Trees to plant per year


Between 1996 and 2003, rape was often used as a weapon of war in South Kivu, with more than one million women raped and then excluded from their communities. The local implementing partner, AFIA-FEV, is an association of nurses who support survivors of sexual violence. This project will empower women and children, many living in extreme poverty, to live in a more sustainable environment while benefiting from the trees' fruits and soil regeneration. Participants will undergo training in agroforestry, environmental protection and social ecology, while children will receive appropriate schooling and education. The project sees female leadership in environmental protection as connected and essential, with the training and microcredits aiming to inspire and empower women into leadership roles in the community.

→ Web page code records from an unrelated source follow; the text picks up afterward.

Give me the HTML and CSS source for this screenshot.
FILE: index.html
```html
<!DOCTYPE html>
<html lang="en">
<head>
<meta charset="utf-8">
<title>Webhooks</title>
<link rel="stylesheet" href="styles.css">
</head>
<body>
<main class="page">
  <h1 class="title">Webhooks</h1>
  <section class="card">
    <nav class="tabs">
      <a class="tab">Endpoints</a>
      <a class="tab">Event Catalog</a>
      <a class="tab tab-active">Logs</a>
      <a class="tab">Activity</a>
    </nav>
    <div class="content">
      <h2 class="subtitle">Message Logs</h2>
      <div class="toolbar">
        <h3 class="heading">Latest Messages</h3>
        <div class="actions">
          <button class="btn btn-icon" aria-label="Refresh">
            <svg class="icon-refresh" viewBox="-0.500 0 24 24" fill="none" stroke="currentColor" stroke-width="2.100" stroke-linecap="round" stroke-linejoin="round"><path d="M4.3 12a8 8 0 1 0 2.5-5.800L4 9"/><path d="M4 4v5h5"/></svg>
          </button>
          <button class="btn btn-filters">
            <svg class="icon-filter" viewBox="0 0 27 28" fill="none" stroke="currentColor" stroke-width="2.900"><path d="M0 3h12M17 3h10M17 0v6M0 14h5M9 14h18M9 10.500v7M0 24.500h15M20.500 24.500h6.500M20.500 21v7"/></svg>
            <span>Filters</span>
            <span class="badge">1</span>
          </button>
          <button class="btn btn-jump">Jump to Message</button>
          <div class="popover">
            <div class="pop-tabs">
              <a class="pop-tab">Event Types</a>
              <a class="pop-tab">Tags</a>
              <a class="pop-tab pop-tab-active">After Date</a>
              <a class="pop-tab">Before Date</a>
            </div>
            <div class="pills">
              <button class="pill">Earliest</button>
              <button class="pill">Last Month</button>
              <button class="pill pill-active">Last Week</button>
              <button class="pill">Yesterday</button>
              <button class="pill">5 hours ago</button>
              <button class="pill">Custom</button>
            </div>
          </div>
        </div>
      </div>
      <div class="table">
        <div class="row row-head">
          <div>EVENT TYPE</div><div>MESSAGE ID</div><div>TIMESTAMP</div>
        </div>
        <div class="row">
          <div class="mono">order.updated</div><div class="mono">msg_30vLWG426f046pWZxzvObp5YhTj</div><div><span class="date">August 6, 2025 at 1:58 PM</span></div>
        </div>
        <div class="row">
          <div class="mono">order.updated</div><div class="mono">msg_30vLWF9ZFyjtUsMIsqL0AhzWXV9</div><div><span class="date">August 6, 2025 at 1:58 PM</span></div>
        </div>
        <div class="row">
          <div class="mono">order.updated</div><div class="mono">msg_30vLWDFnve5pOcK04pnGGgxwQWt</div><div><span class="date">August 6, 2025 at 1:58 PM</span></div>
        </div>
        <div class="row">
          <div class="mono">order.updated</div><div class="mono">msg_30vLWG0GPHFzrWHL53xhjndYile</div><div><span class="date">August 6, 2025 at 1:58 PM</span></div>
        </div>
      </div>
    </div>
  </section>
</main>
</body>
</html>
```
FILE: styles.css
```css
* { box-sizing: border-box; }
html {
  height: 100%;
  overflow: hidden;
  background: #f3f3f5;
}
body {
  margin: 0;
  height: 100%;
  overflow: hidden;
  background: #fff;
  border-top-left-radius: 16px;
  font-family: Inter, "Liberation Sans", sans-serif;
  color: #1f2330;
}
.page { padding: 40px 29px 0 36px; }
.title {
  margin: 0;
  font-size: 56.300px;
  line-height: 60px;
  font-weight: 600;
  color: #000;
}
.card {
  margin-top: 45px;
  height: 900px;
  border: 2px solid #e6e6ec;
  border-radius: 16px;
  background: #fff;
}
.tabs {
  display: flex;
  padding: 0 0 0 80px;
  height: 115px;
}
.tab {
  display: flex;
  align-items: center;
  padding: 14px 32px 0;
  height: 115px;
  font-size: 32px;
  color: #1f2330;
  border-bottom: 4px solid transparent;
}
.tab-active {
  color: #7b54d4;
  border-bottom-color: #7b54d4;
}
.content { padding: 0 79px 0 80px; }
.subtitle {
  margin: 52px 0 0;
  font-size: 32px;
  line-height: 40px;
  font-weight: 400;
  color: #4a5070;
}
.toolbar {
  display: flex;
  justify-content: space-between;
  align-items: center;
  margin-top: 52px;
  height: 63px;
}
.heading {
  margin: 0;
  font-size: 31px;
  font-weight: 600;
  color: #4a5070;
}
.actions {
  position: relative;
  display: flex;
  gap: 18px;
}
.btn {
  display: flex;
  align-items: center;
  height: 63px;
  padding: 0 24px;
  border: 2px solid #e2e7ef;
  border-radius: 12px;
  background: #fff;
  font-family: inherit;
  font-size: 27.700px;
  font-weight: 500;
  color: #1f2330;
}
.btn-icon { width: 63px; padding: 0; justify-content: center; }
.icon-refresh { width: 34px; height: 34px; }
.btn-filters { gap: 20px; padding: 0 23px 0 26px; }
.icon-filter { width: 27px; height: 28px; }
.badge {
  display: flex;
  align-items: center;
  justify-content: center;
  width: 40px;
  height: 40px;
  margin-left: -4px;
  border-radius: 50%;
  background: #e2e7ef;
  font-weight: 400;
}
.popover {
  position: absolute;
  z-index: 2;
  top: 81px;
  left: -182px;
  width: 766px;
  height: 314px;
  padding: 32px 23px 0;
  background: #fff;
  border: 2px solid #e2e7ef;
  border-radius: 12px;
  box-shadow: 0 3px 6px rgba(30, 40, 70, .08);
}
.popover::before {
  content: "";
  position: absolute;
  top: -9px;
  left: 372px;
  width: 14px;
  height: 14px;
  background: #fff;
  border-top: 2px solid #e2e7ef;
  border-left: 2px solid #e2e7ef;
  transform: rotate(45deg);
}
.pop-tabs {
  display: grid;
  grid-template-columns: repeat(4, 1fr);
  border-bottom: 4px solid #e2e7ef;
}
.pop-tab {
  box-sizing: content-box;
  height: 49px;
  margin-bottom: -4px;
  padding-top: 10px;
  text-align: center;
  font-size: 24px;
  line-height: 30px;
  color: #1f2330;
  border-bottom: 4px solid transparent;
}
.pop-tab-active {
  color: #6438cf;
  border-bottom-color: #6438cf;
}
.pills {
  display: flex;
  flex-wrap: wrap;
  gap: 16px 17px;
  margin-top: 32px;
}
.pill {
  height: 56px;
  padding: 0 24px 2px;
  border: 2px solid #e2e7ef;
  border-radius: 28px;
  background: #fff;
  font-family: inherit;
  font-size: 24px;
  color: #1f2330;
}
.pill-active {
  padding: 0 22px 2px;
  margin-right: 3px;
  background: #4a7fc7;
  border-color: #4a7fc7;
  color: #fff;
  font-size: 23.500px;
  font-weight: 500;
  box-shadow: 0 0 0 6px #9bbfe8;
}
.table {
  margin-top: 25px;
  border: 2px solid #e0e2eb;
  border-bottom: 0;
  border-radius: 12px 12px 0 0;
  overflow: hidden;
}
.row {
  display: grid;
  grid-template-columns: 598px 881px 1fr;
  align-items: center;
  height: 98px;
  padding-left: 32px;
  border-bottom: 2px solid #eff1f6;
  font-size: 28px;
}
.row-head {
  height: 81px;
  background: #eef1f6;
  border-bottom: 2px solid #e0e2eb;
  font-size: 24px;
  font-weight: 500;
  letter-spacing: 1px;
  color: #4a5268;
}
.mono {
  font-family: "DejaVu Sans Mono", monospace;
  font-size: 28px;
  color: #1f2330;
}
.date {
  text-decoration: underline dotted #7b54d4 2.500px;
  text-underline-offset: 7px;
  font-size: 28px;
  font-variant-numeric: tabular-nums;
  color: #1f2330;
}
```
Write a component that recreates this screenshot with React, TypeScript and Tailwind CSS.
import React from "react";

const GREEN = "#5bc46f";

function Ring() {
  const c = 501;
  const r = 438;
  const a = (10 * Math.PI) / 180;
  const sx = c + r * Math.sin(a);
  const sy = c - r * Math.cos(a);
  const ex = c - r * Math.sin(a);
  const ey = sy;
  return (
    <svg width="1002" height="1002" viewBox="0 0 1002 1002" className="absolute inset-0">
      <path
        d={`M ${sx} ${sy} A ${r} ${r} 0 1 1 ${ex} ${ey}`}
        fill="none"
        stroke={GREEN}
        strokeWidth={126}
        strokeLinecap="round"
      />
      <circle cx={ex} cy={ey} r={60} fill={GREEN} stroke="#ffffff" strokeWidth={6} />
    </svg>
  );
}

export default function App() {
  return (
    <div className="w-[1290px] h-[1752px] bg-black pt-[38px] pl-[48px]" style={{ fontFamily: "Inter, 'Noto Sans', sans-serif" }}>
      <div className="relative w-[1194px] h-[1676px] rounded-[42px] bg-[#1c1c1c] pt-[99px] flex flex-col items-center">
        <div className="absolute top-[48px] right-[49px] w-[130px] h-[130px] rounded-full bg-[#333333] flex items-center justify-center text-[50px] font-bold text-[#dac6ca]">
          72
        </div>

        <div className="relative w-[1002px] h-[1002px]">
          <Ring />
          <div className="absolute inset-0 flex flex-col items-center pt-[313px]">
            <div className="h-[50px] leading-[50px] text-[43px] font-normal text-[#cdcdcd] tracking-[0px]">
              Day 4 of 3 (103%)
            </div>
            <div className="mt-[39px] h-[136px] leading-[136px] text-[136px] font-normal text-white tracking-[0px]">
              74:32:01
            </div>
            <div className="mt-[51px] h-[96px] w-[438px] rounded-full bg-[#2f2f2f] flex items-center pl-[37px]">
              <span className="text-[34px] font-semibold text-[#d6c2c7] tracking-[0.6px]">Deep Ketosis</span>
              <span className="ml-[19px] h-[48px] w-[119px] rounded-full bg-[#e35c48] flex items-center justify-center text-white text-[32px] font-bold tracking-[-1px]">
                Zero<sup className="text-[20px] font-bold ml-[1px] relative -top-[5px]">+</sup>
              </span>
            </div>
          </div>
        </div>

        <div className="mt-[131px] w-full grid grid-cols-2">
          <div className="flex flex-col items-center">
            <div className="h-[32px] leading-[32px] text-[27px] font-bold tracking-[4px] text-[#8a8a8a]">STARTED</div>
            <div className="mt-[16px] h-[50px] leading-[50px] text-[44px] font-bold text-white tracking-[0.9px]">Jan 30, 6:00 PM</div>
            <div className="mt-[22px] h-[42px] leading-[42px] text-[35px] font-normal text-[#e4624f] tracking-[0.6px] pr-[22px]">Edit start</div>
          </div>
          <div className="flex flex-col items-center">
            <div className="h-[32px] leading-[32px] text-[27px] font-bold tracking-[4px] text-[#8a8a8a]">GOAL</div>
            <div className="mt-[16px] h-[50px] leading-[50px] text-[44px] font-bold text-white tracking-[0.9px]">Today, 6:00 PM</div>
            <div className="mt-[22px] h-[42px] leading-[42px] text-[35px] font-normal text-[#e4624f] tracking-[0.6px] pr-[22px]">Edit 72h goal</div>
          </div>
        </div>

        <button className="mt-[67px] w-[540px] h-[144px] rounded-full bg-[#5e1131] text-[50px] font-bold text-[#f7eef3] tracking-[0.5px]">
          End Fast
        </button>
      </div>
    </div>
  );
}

“I am happy to have learned to take care of the earth. It makes me feel good to plant trees.”

Jacqueline MWA Chentale


The impact of global warming, land use, and pollution in South Kivu is causing significant challenges, such as drought, water scarcity, and ecosystem disruption, yet environmental protection is almost non-existent. The effects of these issues are felt by the environment and the population, leading to falling crop yields, crises, and soil degradation. Climate change is also causing disrupting seasons, which in turn causes floods, landslides, and deaths during the rainy season. This reforestation and agroforestry project will not only provide food and livelihoods for the local population, but these trees will support soil restructuring, promote biodiversity, provide shade, and stabilise weather in an area particularly vulnerable to climate change. The planted trees will also allow communities to be less reliant on existing forests, with the ecological impact of these efforts providing hope for a more sustainable future.


This project directly links environmental protection to the alleviation of suffering for some of the most vulnerable people in the Democratic Republic of the Congo. The initiative will change the lives of the initial 928 women and young people participating in the program and positively impact their 6000+ family members and the 75,000 people living in the villages where these trees are being planted. The reforested areas will help stabilise weather, encourage biodiversity, improve soil and take direct climate action in regions marred by global warming, illegal land use and pollution. Through an integrated approach of care, solidarity, schooling, training and environment protection, these women have become guardians of the earth and will preserve and protect the environment for future generations.